• **GIVEN DATA**:

____

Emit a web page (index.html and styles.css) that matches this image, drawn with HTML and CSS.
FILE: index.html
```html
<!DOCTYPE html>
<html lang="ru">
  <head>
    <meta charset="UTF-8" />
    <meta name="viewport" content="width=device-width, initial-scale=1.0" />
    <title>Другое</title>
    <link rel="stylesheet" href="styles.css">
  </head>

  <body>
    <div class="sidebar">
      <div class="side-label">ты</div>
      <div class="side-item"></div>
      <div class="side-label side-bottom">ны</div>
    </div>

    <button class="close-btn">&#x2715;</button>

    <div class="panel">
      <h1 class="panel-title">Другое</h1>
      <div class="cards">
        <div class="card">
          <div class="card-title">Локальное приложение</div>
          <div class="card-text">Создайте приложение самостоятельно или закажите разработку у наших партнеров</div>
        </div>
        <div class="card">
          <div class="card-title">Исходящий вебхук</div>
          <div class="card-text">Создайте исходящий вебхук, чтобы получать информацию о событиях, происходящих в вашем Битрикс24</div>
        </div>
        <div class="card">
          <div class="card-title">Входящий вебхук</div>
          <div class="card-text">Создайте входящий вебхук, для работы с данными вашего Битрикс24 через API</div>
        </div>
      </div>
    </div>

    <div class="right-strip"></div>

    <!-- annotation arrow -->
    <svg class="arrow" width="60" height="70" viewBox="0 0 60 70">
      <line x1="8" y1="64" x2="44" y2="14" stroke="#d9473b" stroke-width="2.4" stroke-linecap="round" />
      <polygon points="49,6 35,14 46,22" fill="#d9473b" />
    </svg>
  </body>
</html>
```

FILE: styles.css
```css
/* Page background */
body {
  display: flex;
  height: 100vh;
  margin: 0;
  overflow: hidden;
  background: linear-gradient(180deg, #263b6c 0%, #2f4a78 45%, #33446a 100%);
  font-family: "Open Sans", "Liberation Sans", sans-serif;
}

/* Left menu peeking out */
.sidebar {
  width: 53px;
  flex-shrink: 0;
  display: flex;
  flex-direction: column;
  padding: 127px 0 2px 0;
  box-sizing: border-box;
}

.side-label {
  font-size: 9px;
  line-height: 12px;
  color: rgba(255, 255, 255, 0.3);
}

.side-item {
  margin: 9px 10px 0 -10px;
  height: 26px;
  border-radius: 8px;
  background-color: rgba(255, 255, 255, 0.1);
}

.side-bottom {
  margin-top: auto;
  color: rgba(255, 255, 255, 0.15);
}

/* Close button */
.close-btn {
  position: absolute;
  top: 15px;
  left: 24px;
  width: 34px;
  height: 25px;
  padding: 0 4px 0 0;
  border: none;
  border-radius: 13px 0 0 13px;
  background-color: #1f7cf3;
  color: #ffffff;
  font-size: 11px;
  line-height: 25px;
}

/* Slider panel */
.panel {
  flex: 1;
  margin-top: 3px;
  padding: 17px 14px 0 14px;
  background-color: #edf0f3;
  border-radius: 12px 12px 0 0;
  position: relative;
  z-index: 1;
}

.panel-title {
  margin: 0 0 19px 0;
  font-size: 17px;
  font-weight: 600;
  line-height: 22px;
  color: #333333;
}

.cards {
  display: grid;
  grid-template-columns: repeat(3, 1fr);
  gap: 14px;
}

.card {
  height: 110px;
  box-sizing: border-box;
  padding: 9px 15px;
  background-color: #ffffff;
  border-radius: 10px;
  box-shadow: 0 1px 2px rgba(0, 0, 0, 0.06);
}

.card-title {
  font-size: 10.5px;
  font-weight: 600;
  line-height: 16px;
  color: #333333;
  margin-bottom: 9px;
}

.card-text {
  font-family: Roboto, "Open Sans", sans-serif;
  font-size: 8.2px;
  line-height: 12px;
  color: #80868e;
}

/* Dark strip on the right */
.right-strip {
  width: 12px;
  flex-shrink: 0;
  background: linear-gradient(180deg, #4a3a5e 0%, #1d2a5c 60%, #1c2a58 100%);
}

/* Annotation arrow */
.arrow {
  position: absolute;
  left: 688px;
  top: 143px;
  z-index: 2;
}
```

____

Search the preceding listing for the word "styles" and pull out every line that holds it.

Emit a web page (index.html and styles.css) that matches this image, drawn with HTML and CSS.
    <link rel="stylesheet" href="styles.css">
FILE: styles.css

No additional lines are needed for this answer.